Stated problem
Pictures are not part of the copy. Retype the lines from the first one through the line that contains "Share, SlidersHorizontal, Plus".

Dataset content
# # #

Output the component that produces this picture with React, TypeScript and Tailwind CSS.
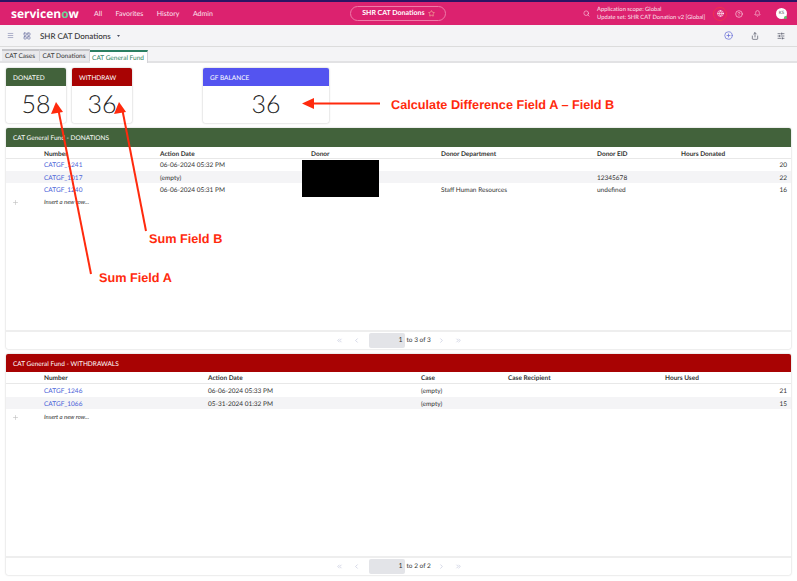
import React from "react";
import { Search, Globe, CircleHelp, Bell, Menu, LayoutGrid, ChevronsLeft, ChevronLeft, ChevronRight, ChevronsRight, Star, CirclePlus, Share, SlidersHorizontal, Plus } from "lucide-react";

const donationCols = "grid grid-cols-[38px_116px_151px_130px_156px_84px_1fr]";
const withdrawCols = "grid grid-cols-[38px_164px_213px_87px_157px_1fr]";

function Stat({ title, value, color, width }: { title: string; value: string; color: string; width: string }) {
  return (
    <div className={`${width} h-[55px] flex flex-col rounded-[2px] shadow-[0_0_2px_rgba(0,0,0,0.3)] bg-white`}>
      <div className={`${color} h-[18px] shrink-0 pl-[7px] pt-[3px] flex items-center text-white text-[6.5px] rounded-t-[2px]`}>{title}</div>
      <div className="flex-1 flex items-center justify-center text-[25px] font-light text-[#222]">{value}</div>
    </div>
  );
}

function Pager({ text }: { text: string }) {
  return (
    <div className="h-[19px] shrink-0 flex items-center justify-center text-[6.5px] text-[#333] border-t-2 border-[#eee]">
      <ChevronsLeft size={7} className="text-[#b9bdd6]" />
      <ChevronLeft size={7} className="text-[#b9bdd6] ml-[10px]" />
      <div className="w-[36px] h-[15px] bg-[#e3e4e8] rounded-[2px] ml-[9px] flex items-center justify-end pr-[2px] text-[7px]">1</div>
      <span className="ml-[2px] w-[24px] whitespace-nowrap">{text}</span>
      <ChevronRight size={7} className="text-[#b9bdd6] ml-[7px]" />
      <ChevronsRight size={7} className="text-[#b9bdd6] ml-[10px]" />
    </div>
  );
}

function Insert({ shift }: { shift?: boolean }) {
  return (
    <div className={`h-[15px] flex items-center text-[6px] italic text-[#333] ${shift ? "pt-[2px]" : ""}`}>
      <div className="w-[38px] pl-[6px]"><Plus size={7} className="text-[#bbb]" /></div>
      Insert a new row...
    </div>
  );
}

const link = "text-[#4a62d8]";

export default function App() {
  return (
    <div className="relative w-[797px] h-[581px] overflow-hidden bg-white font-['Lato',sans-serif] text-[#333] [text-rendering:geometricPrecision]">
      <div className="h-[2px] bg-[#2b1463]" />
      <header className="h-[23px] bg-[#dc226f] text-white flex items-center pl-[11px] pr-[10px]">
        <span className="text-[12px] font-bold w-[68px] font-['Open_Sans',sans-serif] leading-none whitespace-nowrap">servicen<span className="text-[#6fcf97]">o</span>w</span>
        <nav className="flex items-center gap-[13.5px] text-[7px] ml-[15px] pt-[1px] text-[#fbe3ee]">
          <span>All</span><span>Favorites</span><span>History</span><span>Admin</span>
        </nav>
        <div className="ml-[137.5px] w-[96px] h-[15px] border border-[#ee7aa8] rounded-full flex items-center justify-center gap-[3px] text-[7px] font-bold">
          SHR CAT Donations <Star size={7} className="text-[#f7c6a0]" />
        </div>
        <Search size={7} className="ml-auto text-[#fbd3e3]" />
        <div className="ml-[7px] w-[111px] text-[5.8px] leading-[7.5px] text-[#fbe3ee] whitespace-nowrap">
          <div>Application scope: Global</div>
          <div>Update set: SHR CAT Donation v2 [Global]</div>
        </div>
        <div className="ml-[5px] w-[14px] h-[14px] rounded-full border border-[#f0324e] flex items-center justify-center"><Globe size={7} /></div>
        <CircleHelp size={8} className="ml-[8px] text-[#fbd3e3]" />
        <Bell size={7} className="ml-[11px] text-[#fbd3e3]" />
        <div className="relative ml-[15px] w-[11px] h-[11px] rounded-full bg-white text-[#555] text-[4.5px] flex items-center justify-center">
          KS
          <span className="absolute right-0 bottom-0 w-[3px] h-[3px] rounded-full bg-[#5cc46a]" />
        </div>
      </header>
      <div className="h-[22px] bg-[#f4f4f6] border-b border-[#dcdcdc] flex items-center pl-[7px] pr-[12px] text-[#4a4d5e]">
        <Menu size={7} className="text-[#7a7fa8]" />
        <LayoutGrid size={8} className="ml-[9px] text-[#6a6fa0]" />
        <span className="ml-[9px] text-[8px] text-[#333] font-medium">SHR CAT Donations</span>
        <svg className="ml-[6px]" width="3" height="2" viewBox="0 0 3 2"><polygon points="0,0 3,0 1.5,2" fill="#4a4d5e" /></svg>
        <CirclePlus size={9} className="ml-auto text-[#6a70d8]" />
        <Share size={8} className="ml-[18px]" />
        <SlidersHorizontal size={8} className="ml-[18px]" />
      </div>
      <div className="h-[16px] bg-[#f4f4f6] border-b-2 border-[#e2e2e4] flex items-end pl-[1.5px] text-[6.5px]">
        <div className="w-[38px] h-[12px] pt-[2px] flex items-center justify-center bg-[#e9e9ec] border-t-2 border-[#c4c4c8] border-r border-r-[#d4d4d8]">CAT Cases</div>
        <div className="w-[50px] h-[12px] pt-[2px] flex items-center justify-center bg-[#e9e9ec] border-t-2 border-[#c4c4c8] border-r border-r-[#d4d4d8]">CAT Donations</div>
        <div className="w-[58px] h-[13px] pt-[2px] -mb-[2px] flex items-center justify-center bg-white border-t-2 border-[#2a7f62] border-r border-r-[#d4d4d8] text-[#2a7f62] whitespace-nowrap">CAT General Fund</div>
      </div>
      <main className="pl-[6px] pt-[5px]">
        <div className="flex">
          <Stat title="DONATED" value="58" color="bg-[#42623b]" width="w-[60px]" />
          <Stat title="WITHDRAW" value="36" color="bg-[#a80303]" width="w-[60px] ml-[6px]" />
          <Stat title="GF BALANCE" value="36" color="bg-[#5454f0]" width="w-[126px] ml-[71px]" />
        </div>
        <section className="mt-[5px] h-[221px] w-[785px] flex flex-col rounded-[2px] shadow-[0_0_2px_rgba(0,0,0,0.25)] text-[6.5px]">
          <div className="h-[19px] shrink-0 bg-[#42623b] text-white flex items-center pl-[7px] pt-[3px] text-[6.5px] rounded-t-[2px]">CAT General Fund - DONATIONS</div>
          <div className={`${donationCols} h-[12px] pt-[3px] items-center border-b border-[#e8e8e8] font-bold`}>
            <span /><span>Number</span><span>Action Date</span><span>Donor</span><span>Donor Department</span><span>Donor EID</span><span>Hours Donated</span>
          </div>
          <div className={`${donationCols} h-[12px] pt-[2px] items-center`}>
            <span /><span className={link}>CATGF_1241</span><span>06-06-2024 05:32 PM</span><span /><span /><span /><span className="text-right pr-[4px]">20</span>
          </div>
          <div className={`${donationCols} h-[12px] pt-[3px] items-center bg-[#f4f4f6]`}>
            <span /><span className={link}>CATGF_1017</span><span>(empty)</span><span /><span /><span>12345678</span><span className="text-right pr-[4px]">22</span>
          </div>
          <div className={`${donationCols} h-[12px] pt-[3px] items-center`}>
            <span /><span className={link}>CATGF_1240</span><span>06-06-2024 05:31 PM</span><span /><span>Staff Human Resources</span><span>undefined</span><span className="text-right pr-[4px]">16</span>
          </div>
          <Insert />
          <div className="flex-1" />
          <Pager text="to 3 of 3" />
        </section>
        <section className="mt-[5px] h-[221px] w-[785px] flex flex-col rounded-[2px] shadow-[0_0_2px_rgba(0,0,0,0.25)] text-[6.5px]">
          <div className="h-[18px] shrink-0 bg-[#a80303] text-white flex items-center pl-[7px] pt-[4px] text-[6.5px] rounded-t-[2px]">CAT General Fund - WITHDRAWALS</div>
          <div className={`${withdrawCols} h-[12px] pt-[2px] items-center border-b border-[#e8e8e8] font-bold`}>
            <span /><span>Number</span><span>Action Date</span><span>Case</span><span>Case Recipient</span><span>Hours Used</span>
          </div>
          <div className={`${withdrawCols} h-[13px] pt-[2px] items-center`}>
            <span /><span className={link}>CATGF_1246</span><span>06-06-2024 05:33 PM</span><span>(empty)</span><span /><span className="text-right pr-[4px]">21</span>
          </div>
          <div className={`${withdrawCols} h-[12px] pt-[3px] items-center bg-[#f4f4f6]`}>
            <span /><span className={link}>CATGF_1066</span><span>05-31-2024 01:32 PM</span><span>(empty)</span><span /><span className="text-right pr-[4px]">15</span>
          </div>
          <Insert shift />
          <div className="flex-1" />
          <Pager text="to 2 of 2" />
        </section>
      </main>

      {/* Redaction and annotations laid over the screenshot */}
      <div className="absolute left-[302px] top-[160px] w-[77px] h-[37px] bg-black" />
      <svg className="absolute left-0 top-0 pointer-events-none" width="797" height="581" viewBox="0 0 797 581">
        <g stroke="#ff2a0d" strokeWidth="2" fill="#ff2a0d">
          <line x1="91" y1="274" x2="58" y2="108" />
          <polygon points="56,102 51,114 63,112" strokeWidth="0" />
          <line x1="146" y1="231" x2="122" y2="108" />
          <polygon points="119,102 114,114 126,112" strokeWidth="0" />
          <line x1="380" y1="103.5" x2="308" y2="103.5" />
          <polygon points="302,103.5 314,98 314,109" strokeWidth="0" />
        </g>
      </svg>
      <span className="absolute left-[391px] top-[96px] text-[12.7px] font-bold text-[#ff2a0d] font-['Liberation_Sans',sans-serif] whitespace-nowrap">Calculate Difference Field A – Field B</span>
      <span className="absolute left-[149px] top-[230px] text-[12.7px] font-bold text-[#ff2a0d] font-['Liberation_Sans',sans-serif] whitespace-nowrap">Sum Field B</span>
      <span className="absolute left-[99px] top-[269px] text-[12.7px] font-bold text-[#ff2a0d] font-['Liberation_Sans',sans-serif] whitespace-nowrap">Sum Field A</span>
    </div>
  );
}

# # #

Written solution
Output the component that produces this picture with React, TypeScript and Tailwind CSS.
import React from "react";
import { Search, Globe, CircleHelp, Bell, Menu, LayoutGrid, ChevronsLeft, ChevronLeft, ChevronRight, ChevronsRight, Star, CirclePlus, Share, SlidersHorizontal, Plus } from "lucide-react";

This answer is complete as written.